BioWorld International Correspondent
LONDON - The opening year of the millennium was the best to date for European biotechnology, with fund raising, valuations, revenues, company numbers and headcounts all reaching record levels.
In addition, alliances, and mergers and acquisitions were up by 54 percent in 1999, indicating a trend toward greater integration.
There are now around 1,570 European companies, compared to around 1,300 in the U.S., according to the eighth annual Survey of European Biotechnology, published last week by the management consultants Ernst and Young. But despite the record growth and now having more companies, the gap between European and U.S. biotechnology widened.
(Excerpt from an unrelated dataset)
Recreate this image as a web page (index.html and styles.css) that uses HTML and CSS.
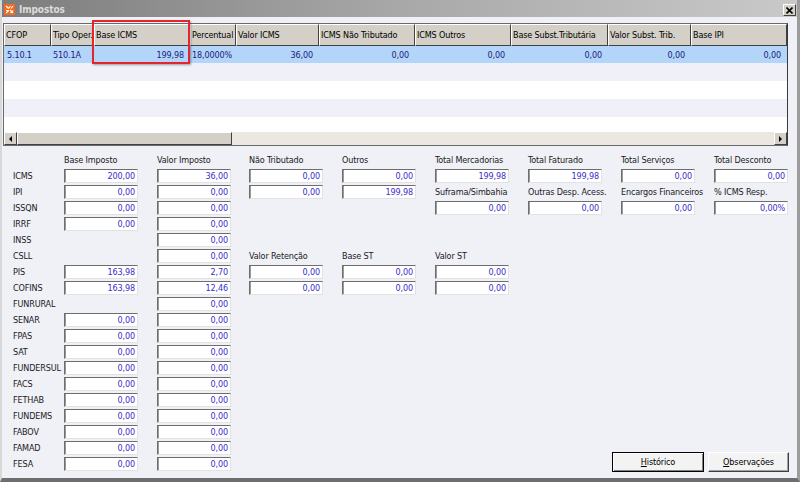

A flood of EUR30 billion (US$26.62 billion) of new capital in the U.S., compared to EUR6.5 billion in Europe, allowed the U.S. to pull further ahead. As the report notes, at EUR7 billion, Thousand Oaks, Calif.-based Amgen Inc.'s market capitalization is almost the same as the whole of the European sector.
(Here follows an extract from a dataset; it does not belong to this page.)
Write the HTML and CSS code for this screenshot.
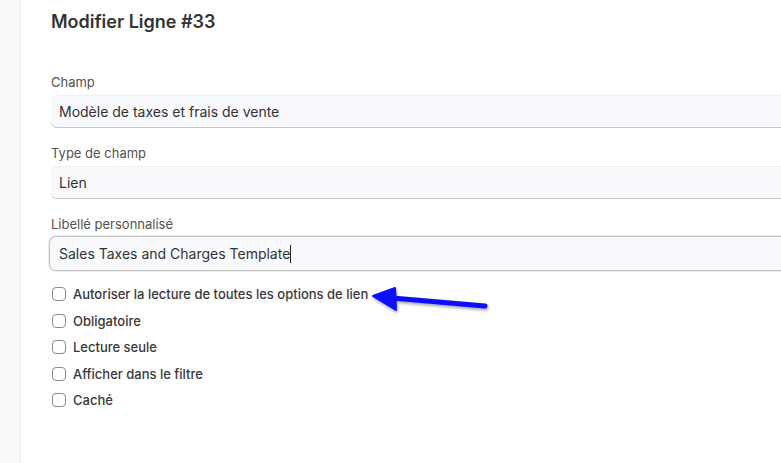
FILE: index.html
```html
<!DOCTYPE html>
<html lang="fr">
<head>
<meta charset="utf-8">
<link rel="stylesheet" href="styles.css">
</head>
<body>
<div class="page">
  <aside class="sidebar"></aside>
  <main class="main">
    <h1 class="title">Modifier Ligne #33</h1>
    <div class="form">
      <div class="field">
        <label class="label">Champ</label>
        <div class="control">Modèle de taxes et frais de vente</div>
      </div>
      <div class="field">
        <label class="label">Type de champ</label>
        <div class="control">Lien</div>
      </div>
      <div class="field">
        <label class="label">Libellé personnalisé</label>
        <div class="control focused">Sales Taxes and Charges Template<span class="caret"></span></div>
      </div>
      <div class="checks">
        <label class="check"><span class="box"></span>Autoriser la lecture de toutes les options de lien</label>
        <label class="check"><span class="box"></span>Obligatoire</label>
        <label class="check"><span class="box"></span>Lecture seule</label>
        <label class="check"><span class="box"></span>Afficher dans le filtre</label>
        <label class="check"><span class="box"></span>Caché</label>
      </div>
    </div>
  </main>
  <svg class="arrow" width="781" height="463" viewBox="0 0 781 463">
    <defs>
      <filter id="sh" x="-20%" y="-50%" width="140%" height="200%">
        <feDropShadow dx="1" dy="2" stdDeviation="1.5" flood-color="#000" flood-opacity="0.35"/>
      </filter>
    </defs>
    <g filter="url(#sh)" fill="#0a0aff" stroke="#0a0aff" stroke-linejoin="round" stroke-linecap="round">
      <line x1="392" y1="298" x2="485" y2="306" stroke-width="5"/>
      <path d="M373 296 L395 288 L396 310 Z" stroke-width="2"/>
    </g>
  </svg>
</div>
</body>
</html>
```
FILE: styles.css
```css
* { box-sizing: border-box; }
html, body { margin: 0; padding: 0; }
body {
  font-family: Inter, "Noto Sans", sans-serif;
  background: #ffffff;
  color: #333;
  width: 781px;
  height: 463px;
  overflow: hidden;
}
.page {
  position: relative;
  display: flex;
  height: 463px;
}
.sidebar {
  width: 21px;
  flex: none;
  background: #f8f9fb;
  border-right: 1px solid #eef0f3;
}
.main {
  flex: 1;
  padding: 0 0 0 30px;
  min-width: 0;
}
.title {
  margin: 10px 0 0;
  font-size: 18px;
  font-weight: 600;
  line-height: 24px;
  color: #333;
  letter-spacing: 0;
}
.form {
  margin-top: 40px;
  width: 760px;
}
.field { margin-bottom: 17px; }
.label {
  display: block;
  font-size: 13px;
  line-height: 16px;
  color: #525252;
  margin-bottom: 6px;
}
.control {
  height: 32px;
  background: #f8f9fc;
  border-radius: 6px;
  padding: 0 8px;
  font-size: 14px;
  line-height: 32px;
  color: #333;
  box-shadow: inset 0 -1px 0 #c8c8c8, 0 -1px 0 #f0f0f0;
}
.control.focused {
  height: 35px;
  margin-left: -2px;
  padding-left: 9px;
  line-height: 33px;
  border: 1px solid #c4c4c4;
  box-shadow: 0 0 0 1px #ececec;
  border-radius: 7px;
  margin-top: -2px;
}
.caret {
  display: inline-block;
  width: 1px;
  height: 18px;
  background: #222;
  vertical-align: -4px;
}
.checks {
  display: flex;
  flex-direction: column;
  gap: 10.5px;
  margin-top: -2px;
}
.check {
  display: flex;
  align-items: center;
  gap: 7px;
  font-size: 13px;
  font-weight: 500;
  line-height: 16px;
  color: #383838;
}
.box {
  width: 14px;
  height: 14px;
  border: 1px solid #8a8a8a;
  border-radius: 4px;
  background: #fff;
  flex: none;
  margin-left: 1px;
}
.arrow {
  position: absolute;
  left: 0;
  top: 0;
  pointer-events: none;
}
```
Attaining critical mass should now be one of the primary goals of European biotechnology, according to Glen Crocker of Ernst and Young, lead author of the report. "A single pan-European high technology exchange is needed to encourage through a more liquid capital market that will generate higher exist valuations and tradable volumes," he said. Eight of the top 10 public companies have dual listings, indicating the imperative to look beyond national markets in order to develop a broad investor base.
The UK still leads the field, with 48 of Europe's 105 public companies, three times more than Germany. But Scandinavia (Denmark, Sweden, Finland and Norway) is the new biotechnology hot spot, with 16 public companies, or 22 percent of the total, sporting 56 products, or 28 percent of the entire European pipeline.
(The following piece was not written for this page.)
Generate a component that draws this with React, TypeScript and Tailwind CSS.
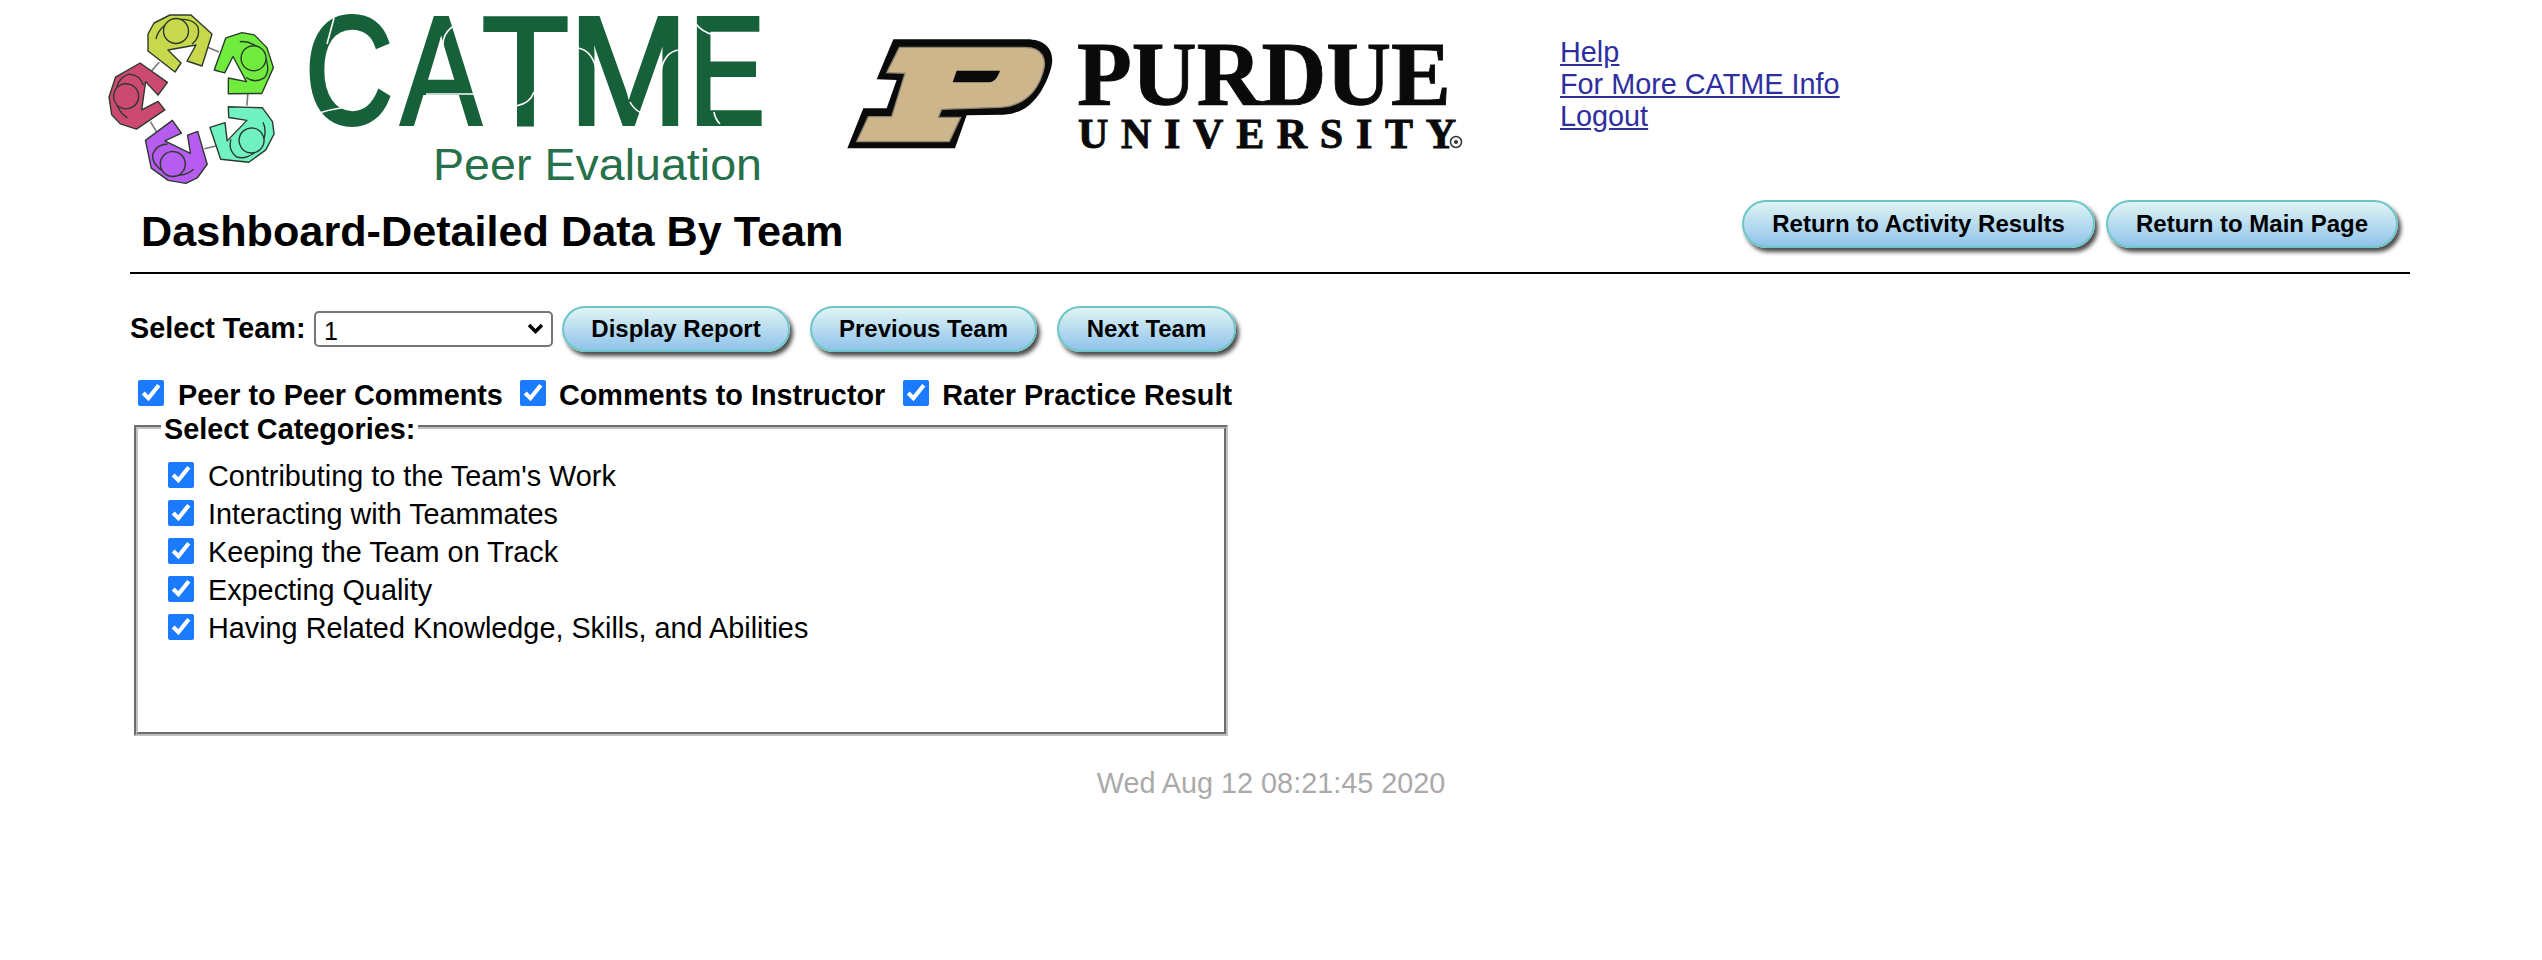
import type { ReactNode } from "react";

const FIGURES = [
  { color: "#c8d84c", angle: 0 },
  { color: "#70ec3e", angle: 72 },
  { color: "#70f2c4", angle: 144 },
  { color: "#b65cf0", angle: 216 },
  { color: "#cc4a72", angle: 288 },
];

const CATEGORIES = [
  "Contributing to the Team's Work",
  "Interacting with Teammates",
  "Keeping the Team on Track",
  "Expecting Quality",
  "Having Related Knowledge, Skills, and Abilities",
];

function CatmeLogo() {
  return (
    <svg viewBox="100 0 680 190" className="w-[680px] h-[190px] shrink-0 ml-[100px]">
      {/* people round the table */}
      <g className="blur-[0.4px]">
        {FIGURES.map((f) => (
          <g key={f.angle} transform={`rotate(${f.angle} 196 98)`}>
            <path d="M207 47 L219 52" stroke="#777" strokeWidth="1.6" />
            <g transform="translate(176 31)" stroke="#2c3a2c" strokeWidth="1.4" strokeLinejoin="round" fill={f.color}>
              <path d="M-22 -8 L-6 -16 L15 -16 L36 3 L26 35 L11 30 L20 14 L-8 19 L5 32 L-1 41 L-28 20 L-28 3 Z" />
              <path d="M-20 8 C-16 -12 14 -18 22 -4 C24 4 20 10 16 13" fill="none" />
              <circle cx="0" cy="0" r="12.5" />
            </g>
          </g>
        ))}
      </g>
      {/* wordmark */}
      <g
        fill="#17613a"
        stroke="#17613a"
        strokeWidth="4"
        fontFamily="'Liberation Sans', Arial, sans-serif"
        fontSize="154"
      >
        <text x="305" y="124" textLength="88" lengthAdjust="spacingAndGlyphs">C</text>
        <text x="401" y="124" textLength="80" lengthAdjust="spacingAndGlyphs">A</text>
        <text x="482" y="124" textLength="87" lengthAdjust="spacingAndGlyphs">T</text>
        <text x="569" y="124" textLength="119" lengthAdjust="spacingAndGlyphs">M</text>
        <text x="689" y="124" textLength="76" lengthAdjust="spacingAndGlyphs">E</text>
      </g>
      {/* the stencil cuts in the letters */}
      <g fill="none" stroke="#fff" strokeWidth="1.6">
        <path d="M334 18 L327 44" />
        <path d="M319 113 C335 108 350 106 366 106" />
        <path d="M455 25 C442 33 441 45 445 55" />
        <path d="M426 94 L476 94" />
        <path d="M516 106 C527 104 532 98 534 92" />
        <path d="M578 48 C590 50 595 62 597 72" />
        <path d="M680 50 C668 50 662 62 661 72" />
        <path d="M630 102 C634 110 640 112 641 113" />
        <path d="M696 24 C702 32 710 34 714 35" />
        <path d="M714 112 C715 118 717 121 720 124" />
      </g>
      <text
        x="433"
        y="180"
        fontSize="44"
        fill="#26704a"
        fontFamily="'Liberation Sans', Arial, sans-serif"
        textLength="329"
        lengthAdjust="spacingAndGlyphs"
      >
        Peer Evaluation
      </text>
    </svg>
  );
}

function PurdueLogo() {
  return (
    <svg viewBox="840 30 630 130" className="w-[630px] h-[130px] shrink-0 ml-[60px] mt-[30px]">
      <g transform="translate(840 30) scale(0.3333)" className="blur-[0.4px]">
        <path
          d="M160 28 L560 28 C625 28 650 70 630 125 C605 200 560 252 490 254 L380 256 L345 355 L22 355 L70 235 L140 235 L170 150 L110 148 Z"
          fill="#0a0a0a"
        />
        <path
          d="M178 52 L555 52 C610 52 622 90 608 130 C590 190 545 230 480 232 L305 238 L295 262 L362 262 L328 335 L50 335 L85 260 L155 260 L195 130 L140 128 Z"
          fill="#cdb68c"
          stroke="#8d8472"
          strokeWidth="4"
        />
        <path d="M350 122 L480 122 C470 150 460 157 440 157 L338 157 Z" fill="#0a0a0a" />
      </g>
      <g
        fill="#0a0a0a"
        stroke="#0a0a0a"
        strokeWidth="0.9"
        fontFamily="'Liberation Serif', 'Times New Roman', serif"
        fontWeight="700"
      >
        <text x="1077" y="105" fontSize="92" textLength="374" lengthAdjust="spacingAndGlyphs">
          PURDUE
        </text>
        <text x="1078" y="148" fontSize="42" textLength="378" lengthAdjust="spacing">
          UNIVERSITY
        </text>
      </g>
      <circle cx="1456" cy="142" r="5.5" fill="none" stroke="#333" strokeWidth="1.5" />
      <circle cx="1456" cy="142" r="2" fill="#333" />
    </svg>
  );
}

function PillButton({ children, className }: { children: ReactNode; className: string }) {
  return (
    <button
      type="button"
      className={`shrink-0 rounded-full border-2 border-[#6cc6c6] bg-linear-to-b from-[#e0f4f3] to-[#90c3ea] shadow-[3px_4px_4px_#4a4a4a] text-[24px] font-bold text-black text-center ${className}`}
    >
      {children}
    </button>
  );
}

function Check({ className = "" }: { className?: string }) {
  return (
    <input
      type="checkbox"
      defaultChecked
      className={`w-[26px] h-[26px] shrink-0 accent-[#1a7bff] ${className}`}
    />
  );
}

export default function App() {
  return (
    <div className="min-h-[960px] bg-white text-black font-['Liberation_Sans',Arial,sans-serif]">
      {/* logos and links */}
      <div className="flex items-start h-[190px]">
        <CatmeLogo />
        <PurdueLogo />
        <div className="ml-[90px] mt-[36px] flex flex-col text-[28.8px] leading-[32px] text-[#2e2e9e] underline">
          <a href="#help">Help</a>
          <a href="#info">For More CATME Info</a>
          <a href="#logout">Logout</a>
        </div>
      </div>

      {/* title */}
      <div className="flex items-start justify-between pl-[141px] pr-[144px] pt-[10px] h-[82px]">
        <h1 className="text-[43.2px] leading-[50px] font-bold mt-[6px]">Dashboard-Detailed Data By Team</h1>
        <div className="flex gap-[11px]">
          <PillButton className="w-[353px] h-[48px]">Return to Activity Results</PillButton>
          <PillButton className="w-[292px] h-[48px]">Return to Main Page</PillButton>
        </div>
      </div>
      <hr className="ml-[130px] mr-[132px] border-t-2 border-black" />

      {/* team picker */}
      <div className="flex items-center ml-[130px] mt-[32px] h-[46px]">
        <span className="text-[28.8px] font-bold w-[184px]">Select Team:</span>
        <div className="relative w-[239px] h-[36px]">
          <select
            className="appearance-none w-full h-full text-[25px] pl-[8px] pb-[2px] bg-white border-2 border-[#767676] rounded-[5px]"
            defaultValue="1"
          >
            <option>1</option>
          </select>
          <svg viewBox="0 0 17 11" className="absolute right-[9px] top-[12px] w-[17px] h-[11px]">
            <path d="M2 2 L8.5 8.5 L15 2" fill="none" stroke="#000" strokeWidth="3.4" />
          </svg>
        </div>
        <PillButton className="ml-[9px] w-[228px] h-[46px]">Display Report</PillButton>
        <PillButton className="ml-[20px] w-[227px] h-[46px]">Previous Team</PillButton>
        <PillButton className="ml-[20px] w-[179px] h-[46px]">Next Team</PillButton>
      </div>

      {/* report sections */}
      <div className="flex items-center ml-[138px] mt-[28px] h-[32px] text-[28.8px] font-bold">
        <Check className="mb-[6px]" />
        <span className="ml-[14px]">Peer to Peer Comments</span>
        <Check className="mb-[6px] ml-[17px]" />
        <span className="ml-[13px]">Comments to Instructor</span>
        <Check className="mb-[6px] ml-[18px]" />
        <span className="ml-[13px]">Rater Practice Result</span>
      </div>

      <fieldset className="ml-[134px] mt-[-1px] w-[1094px] h-[325px] border-4 [border-style:groove] border-[#c0c0c0] px-[26px]">
        <legend className="relative top-[2px] text-[28.8px] leading-[32px] font-bold px-[3px] ml-[-3px]">Select Categories:</legend>
        <div className="ml-[4px] mt-[15px] flex flex-col">
          {CATEGORIES.map((c) => (
            <label key={c} className="flex items-center h-[38px] text-[28.8px]">
              <Check className="mb-[4px]" />
              <span className="ml-[14px]">{c}</span>
            </label>
          ))}
        </div>
      </fieldset>

      <p className="mt-[31px] text-center text-[28.8px] leading-[32px] text-[#aaaaaa]">Wed Aug 12 08:21:45 2020</p>
    </div>
  );
}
Almost 25 percent of revenues (EUR2 billion) are from UK companies and half of biotechnology employment is in the UK. Of 278 products in the pipelines of publicly traded companies, 128 are in UK companies, and the UK accounts for 13 of 27 products in Phase III trials.
However, the UK's dominance is under challenge. None of the top 10 initial public offerings, by amount raised in 2000, was raised by a UK company. And the state-funded expansion of biotechnology means that, for the first time, Germany has the most companies. It boasts 330, compared to 281 in the UK and 175 in France.
Leading German firms such as LION Bioscience AG and Evotec OAI, which were formed only recently, have already moved into the top tier of European biotechnology and have acquired U.S. and UK companies.
Other key findings of the report include:
There were 403 strategic alliances in 2000, up 54 percent over 1999. Big pharmaceutical companies are no longer necessarily the preferred partners, and biotech-to-biotech alliances are booming. In 1998, 86 percent of European biotech alliances was with pharmaceutical companies; this fell to 64 percent in 2000.
European biotech indexes outperformed the London Stock Exchange, Nasdaq and the pharmaceutical sector, as investors differentiated biotechnology from other high technology stocks. While Nasdaq fell by 39 percent, European share indices rose by 50 percent to 75 percent. This is evidence that investor attitudes are maturing, as investors are beginning to view companies in their own right, rather than as an amorphous group called biotech.
This strong market underpinned a funding boom, with EUR6.5 billion raised in 2000, up from EUR1.1 billion in 1999.
Thirty-nine companies had IPOs, doubling the number of listed companies, with the amount raised from EUR0.3 billion to EUR3 billion. The average amount raised per company doubled to EUR80 million. At the end of 2000, the total value of quoted companies was EUR75 billion, compared to EUR36 billion at the end of 1999.
European biotechnology companies are more financially secure than ever before, with 60 percent of the publicly quoted companies having more than four years worth of operating money.
The increase in public valuation fed private equity fundraising, with over 40 companies raising more than EUR10 million, compared to 18 firms in 1999. At EUR1.2 billion, more money was invested by venture capitalists than in the previous five years together.
In terms of financial performance, revenues were up 38 percent to EUR8.7 billion, research and development expenditures up 48 percent to EUR5 billion, and net loss up 42 percent to EUR1.6 billion.